(Recorded data)
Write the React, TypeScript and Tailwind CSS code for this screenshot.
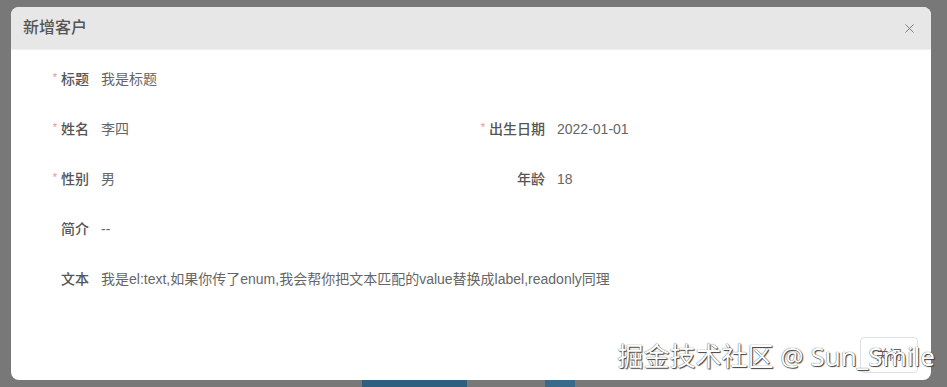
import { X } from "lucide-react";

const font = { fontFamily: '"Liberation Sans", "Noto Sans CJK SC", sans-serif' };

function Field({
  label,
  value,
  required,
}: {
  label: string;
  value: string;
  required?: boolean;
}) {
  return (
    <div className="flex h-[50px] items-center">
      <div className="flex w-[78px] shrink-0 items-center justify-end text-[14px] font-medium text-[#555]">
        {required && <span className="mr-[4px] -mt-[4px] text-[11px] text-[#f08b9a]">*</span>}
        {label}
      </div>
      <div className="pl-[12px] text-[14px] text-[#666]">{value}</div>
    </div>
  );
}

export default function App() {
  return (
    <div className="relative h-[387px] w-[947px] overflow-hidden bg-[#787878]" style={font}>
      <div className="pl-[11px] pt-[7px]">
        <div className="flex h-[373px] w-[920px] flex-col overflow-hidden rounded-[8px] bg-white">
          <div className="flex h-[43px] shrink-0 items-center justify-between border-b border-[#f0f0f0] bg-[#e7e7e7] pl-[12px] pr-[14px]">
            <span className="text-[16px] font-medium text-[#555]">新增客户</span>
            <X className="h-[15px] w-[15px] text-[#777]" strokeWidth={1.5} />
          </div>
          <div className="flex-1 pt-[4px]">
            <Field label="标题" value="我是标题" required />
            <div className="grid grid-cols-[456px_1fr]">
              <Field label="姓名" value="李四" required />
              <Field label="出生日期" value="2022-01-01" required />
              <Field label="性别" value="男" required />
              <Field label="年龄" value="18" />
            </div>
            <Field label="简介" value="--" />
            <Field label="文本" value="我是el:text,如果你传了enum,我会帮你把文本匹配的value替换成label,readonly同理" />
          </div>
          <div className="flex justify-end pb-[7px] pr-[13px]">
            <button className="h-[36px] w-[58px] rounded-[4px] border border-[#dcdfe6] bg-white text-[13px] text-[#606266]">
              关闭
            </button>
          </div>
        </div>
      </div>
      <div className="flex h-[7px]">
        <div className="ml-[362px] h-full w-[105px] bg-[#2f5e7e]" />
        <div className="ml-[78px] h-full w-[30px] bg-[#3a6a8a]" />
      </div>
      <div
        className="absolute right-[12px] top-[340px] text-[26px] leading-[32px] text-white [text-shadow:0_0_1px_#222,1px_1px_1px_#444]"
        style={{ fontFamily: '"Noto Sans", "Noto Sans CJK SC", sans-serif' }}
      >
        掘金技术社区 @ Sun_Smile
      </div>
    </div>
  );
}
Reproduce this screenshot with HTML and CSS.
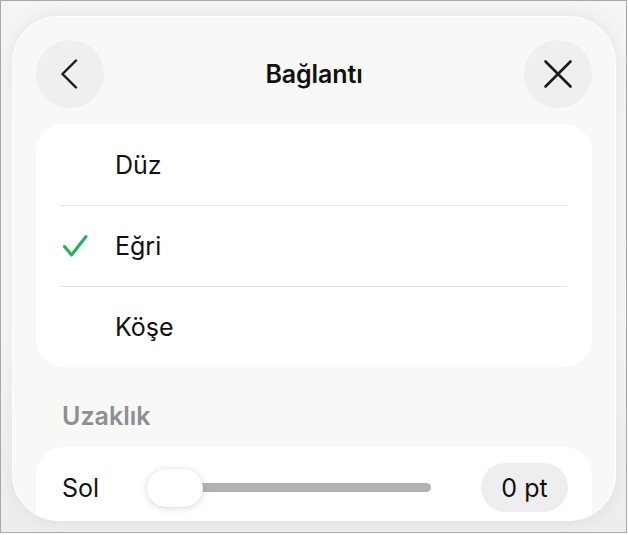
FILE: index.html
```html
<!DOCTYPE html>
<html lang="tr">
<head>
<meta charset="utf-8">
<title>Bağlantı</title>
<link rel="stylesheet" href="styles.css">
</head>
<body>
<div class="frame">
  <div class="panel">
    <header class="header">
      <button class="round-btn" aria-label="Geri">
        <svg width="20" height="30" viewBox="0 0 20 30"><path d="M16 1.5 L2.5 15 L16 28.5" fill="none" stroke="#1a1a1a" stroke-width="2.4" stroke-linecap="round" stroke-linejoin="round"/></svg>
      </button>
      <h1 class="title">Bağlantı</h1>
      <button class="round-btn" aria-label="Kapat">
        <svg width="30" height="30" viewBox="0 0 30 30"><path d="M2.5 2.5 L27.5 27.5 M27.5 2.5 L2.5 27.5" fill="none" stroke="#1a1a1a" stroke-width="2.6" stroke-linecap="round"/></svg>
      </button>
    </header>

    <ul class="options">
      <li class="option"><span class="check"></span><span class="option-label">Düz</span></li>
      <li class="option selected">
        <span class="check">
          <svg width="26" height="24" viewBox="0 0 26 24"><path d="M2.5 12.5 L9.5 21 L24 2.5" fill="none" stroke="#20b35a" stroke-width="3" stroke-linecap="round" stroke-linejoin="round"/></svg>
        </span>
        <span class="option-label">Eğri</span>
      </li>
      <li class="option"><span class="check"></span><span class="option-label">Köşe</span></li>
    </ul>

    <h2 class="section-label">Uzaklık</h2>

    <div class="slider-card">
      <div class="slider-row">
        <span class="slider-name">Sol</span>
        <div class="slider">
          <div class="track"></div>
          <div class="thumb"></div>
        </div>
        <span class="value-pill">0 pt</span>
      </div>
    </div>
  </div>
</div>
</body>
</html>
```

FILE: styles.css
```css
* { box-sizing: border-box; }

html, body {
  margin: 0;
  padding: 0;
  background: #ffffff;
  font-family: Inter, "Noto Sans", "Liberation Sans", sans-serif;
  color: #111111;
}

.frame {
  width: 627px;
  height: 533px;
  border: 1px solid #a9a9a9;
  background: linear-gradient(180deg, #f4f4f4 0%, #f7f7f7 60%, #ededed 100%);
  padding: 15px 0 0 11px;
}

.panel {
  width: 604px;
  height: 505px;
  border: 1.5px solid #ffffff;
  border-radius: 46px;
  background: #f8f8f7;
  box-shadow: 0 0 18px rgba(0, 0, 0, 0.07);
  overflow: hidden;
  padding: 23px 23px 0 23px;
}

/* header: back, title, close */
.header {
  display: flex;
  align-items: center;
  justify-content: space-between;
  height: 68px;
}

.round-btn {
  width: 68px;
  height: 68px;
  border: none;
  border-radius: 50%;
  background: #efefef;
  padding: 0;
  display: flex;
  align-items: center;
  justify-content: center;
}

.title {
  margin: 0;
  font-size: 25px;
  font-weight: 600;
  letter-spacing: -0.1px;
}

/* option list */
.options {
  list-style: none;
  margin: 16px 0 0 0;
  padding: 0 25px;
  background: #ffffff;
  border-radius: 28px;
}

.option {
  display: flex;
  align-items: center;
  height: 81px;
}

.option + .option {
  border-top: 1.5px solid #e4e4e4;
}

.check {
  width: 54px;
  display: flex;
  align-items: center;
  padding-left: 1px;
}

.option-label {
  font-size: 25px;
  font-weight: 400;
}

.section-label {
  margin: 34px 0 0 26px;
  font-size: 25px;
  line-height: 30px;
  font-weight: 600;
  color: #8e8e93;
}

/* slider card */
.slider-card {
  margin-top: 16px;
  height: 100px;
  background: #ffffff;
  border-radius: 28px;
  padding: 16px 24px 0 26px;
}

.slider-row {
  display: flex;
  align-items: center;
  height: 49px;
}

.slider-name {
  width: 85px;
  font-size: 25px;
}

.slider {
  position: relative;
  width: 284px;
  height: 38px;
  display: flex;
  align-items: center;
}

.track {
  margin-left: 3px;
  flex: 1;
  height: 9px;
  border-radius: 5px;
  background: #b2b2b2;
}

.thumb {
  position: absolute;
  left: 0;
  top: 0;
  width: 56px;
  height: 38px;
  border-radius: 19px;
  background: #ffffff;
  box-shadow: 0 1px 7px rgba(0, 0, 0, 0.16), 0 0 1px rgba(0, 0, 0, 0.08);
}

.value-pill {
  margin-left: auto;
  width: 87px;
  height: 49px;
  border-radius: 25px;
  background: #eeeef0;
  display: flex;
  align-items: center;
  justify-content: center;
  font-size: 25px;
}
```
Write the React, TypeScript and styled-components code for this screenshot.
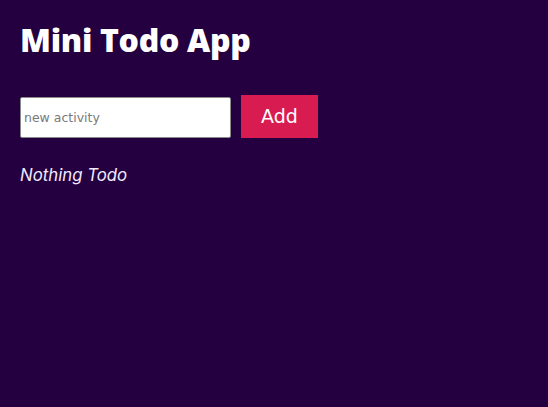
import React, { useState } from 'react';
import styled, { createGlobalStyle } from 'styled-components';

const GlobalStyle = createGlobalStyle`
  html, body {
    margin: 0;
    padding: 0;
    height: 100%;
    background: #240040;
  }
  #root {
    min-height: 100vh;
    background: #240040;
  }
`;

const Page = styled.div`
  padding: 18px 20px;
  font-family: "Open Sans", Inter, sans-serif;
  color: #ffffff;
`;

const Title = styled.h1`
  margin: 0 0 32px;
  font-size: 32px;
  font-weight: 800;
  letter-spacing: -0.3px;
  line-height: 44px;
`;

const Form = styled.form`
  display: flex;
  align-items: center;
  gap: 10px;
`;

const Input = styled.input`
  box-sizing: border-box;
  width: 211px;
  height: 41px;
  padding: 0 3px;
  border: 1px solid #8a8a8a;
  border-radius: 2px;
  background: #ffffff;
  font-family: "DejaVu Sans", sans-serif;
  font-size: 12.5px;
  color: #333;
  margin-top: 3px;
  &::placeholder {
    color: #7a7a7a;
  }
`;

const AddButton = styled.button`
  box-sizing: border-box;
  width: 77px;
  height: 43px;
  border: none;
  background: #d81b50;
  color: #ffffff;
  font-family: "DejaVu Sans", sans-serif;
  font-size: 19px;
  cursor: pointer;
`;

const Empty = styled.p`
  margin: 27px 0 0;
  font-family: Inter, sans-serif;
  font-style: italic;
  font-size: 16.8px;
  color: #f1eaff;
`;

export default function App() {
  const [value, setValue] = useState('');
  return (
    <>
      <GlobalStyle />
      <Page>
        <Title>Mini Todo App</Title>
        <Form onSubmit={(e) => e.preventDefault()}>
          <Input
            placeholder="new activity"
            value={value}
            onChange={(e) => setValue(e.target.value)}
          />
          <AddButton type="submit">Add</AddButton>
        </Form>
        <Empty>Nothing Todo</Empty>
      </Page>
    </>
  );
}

▸ WORK TO COMPLETE
Filter the entries above down to the lines containing the word "this".

▸ TASK SOLUTION
Write the React, TypeScript and Tailwind CSS code for this screenshot.
Reproduce this screenshot with HTML and CSS.
Write the React, TypeScript and styled-components code for this screenshot.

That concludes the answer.